Overcoming great obstacles can have unforeseen benefits

Many railways routes were surveyed with a view to capturing the commerce of a district or hinterland for a particular city. For instance, promoters from Port Hope and Cobourg jockeyed over which port would control the commerce of Peterborough. Though in hindsight it might have been sensible to have built it earlier (it instantly became a busy line and was one of the last to be abandoned), a direct line from Lindsay to Peterborough was constructed late in the development of local railways. When this line opened to commercial traffic on January 1, 1884, just over 26 years had passed since the railway came to Lindsay. By then it was a “missing link” in an otherwise fairly complete rail network.

A direct route from Lindsay to Peterborough crossed a drumlin field, which would tend to create a roller coaster. Since trains cannot climb hills (grades are typically kept below 1%) even though the route was carefully chosen, engineering marvels were still necessary. Without the heavy machinery we now take for granted, filling to create embankments was extremely laborious, so it was actually less expensive to build enormous trestles.

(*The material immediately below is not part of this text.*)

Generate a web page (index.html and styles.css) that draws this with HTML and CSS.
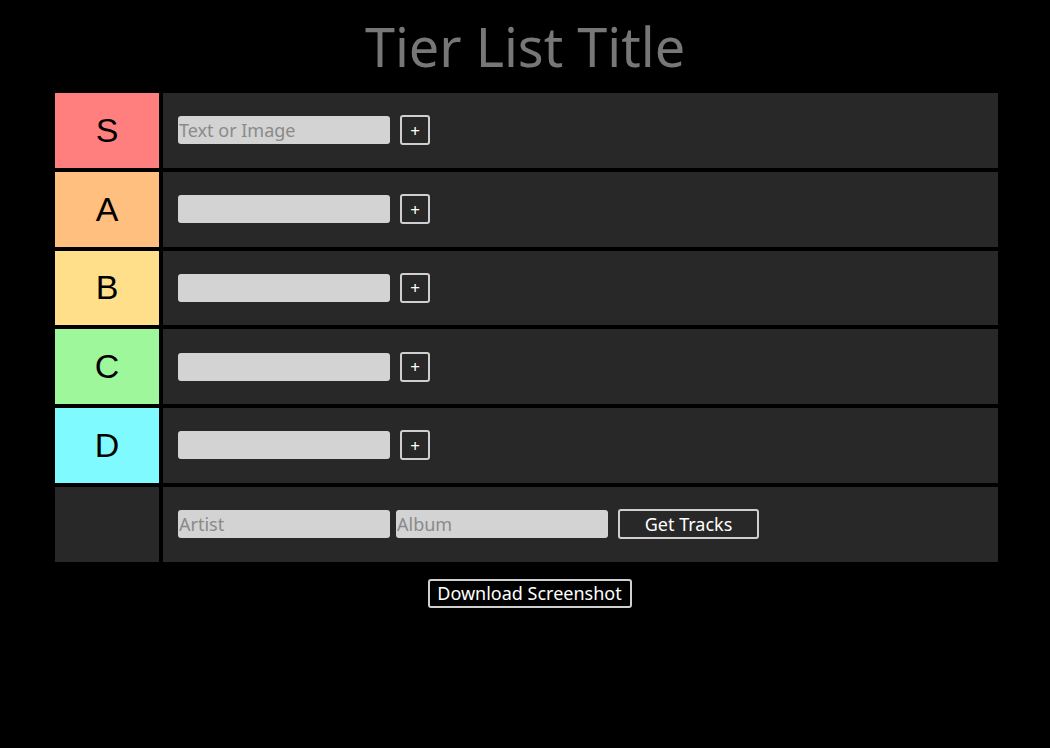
FILE: index.html
```html
<!DOCTYPE html>
<html>
<head>
<meta charset="utf-8">
<link rel="stylesheet" href="styles.css">
</head>
<body>
<h1 class="title">Tier List Title</h1>
<div class="tiers">
  <div class="row">
    <div class="label tier-s">S</div>
    <div class="content">
      <input class="field" type="text" placeholder="Text or Image">
      <button class="add">+</button>
    </div>
  </div>
  <div class="row">
    <div class="label tier-a">A</div>
    <div class="content">
      <input class="field" type="text">
      <button class="add">+</button>
    </div>
  </div>
  <div class="row">
    <div class="label tier-b">B</div>
    <div class="content">
      <input class="field" type="text">
      <button class="add">+</button>
    </div>
  </div>
  <div class="row">
    <div class="label tier-c">C</div>
    <div class="content">
      <input class="field" type="text">
      <button class="add">+</button>
    </div>
  </div>
  <div class="row">
    <div class="label tier-d">D</div>
    <div class="content">
      <input class="field" type="text">
      <button class="add">+</button>
    </div>
  </div>
  <div class="row">
    <div class="label tier-empty"></div>
    <div class="content">
      <input class="field" type="text" placeholder="Artist">
      <input class="field album" type="text" placeholder="Album">
      <button class="btn tracks">Get Tracks</button>
    </div>
  </div>
</div>
<div class="footer">
  <button class="btn download">Download Screenshot</button>
</div>
</body>
</html>
```

FILE: styles.css
```css
html, body {
  margin: 0;
  padding: 0;
  background: #000;
  font-family: "Noto Sans", "Open Sans", sans-serif;
}
body {
  height: 748px;
}
.title {
  margin: 0;
  padding-top: 13px;
  height: 93px;
  box-sizing: border-box;
  text-align: center;
  font-weight: 400;
  font-size: 54px;
  line-height: 66px;
  color: #777;
}
.tiers {
  width: 943px;
  margin: 0 0 0 55px;
  display: flex;
  flex-direction: column;
  gap: 4px;
}
.row {
  display: flex;
  gap: 4px;
  height: 74.75px;
}
.label {
  width: 104px;
  flex: none;
  display: flex;
  align-items: center;
  justify-content: center;
  font-family: "Liberation Sans", Arial, sans-serif;
  font-size: 34px;
  color: #000;
}
.tier-s { background: #ff7f7f; }
.tier-a { background: #ffbf7f; }
.tier-b { background: #ffdf8a; }
.tier-c { background: #9ff79b; }
.tier-d { background: #7ffbff; }
.tier-empty { background: #282828; }
.content {
  flex: 1;
  background: #282828;
  display: flex;
  align-items: center;
  padding-left: 15px;
}
.field {
  width: 212px;
  height: 28px;
  box-sizing: border-box;
  border: none;
  border-radius: 3px;
  background: #d3d3d3;
  padding: 0 0 0 1px;
  font-family: "Noto Sans", "Open Sans", sans-serif;
  font-size: 18px;
  color: #000;
  outline: none;
}
.field::placeholder {
  color: #8a8a8a;
}
.add {
  margin-left: 10px;
  width: 30px;
  height: 30px;
  box-sizing: border-box;
  border: 2px solid #cfcfcf;
  border-radius: 3px;
  background: transparent;
  color: #fff;
  font-family: "Noto Sans", sans-serif;
  font-size: 17px;
  padding: 0;
  line-height: 1;
}
.album {
  margin-left: 6px;
}
.btn {
  height: 30px;
  box-sizing: border-box;
  border: 2px solid #cfcfcf;
  border-radius: 3px;
  background: transparent;
  color: #fff;
  font-family: "Noto Sans", sans-serif;
  font-size: 18px;
  padding: 0;
  line-height: 1;
}
.tracks {
  margin-left: 10px;
  width: 141px;
}
.footer {
  display: flex;
  justify-content: center;
  padding-top: 17px;
}
.download {
  width: 204px;
  height: 29px;
  margin-left: 9px;
}
```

The original wooden Doube’s Trestle was 1500 feet long and 70 feet high. In 1920 it was rebuilt as a much smaller 700-foot steel trestle, but requiring much more embankment.

Once it was abandoned after a century of railway service and converted into a hiking trail, Doube’s Trestle became a local landmark. The structure is itself spectacular and one of the most popular lookouts in the Kawartha Lakes. Thousands of visitors make the trek annually and enjoy the view of farm fields and a creek meandering through its valley.